MORTAL ENGINES
Starring Hugo Weaving, Hera Hilmar, Robert Sheehan, Jihae, Ronan Raferty,
Leila George, Patrick Malahide and Stephen Lang
Based on the novel by Phillip Reeve
Screenplay by Peter Jackson, Fran Walsh and Phillipa Boyens
Directed by Christian Rivers
Reviewed by Patrick & Paul Gibbs

In 2001, Peter Jackson became the next George Lucas with The Lord of the Rings. But then he became prequel George Lucas in 2012 with The Hobbit Trilogy. Now, with the release of Mortal Engines, he has his own Howard The Duck.
Following a cataclysmic conflict known as the Sixty Minute War, the remnants of humanity regroup and form mobile "predator" cities. Under a philosophy known as "Municipal Darwinism", larger cities hunt and absorb smaller settlements in the "Great Hunting Ground", which includes Great Britain and Continental Europe. In opposition, an "Anti-Traction League" have developed an alternative civilization consisting of "static settlements" in Asia led by Shan Guo (formerly China), protected by the "Shield Wall".
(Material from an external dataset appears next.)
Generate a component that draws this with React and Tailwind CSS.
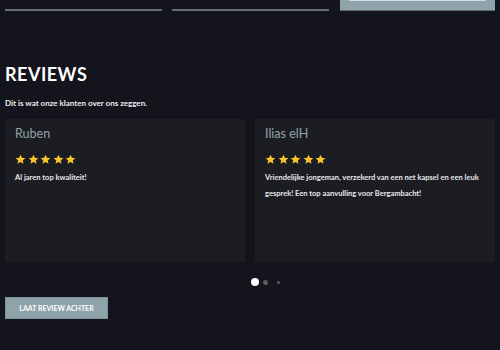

As the film opens, thee city of London captures a small mining town called Salzhaken, absorbing its population and resources, under orders of Lord Mayor Magnus Crome. But hiding among the Salzhakens is a masked girl named Hester Shaw (Hera Hilmar), who seeks to assassinate Thaddeus Valentine(Hugo Weaving), Head of the Guild of Historians. Tom Natsworthy (Robert Sheehan), a teenage Apprentice Historian, is sent to London's "Gut" to collect Old-Tech for London's Museum, accompanied by Valentine's good-natured daughter Katherine. Hester attempts to kill Valentine but Tom intervenes, pursuing Hester to a waste chute. Hester escapes out the chute, but not before telling him that Valentine murdered her mother and scarred her face. When Tom informs Valentine of this, he pushes Tom down the chute.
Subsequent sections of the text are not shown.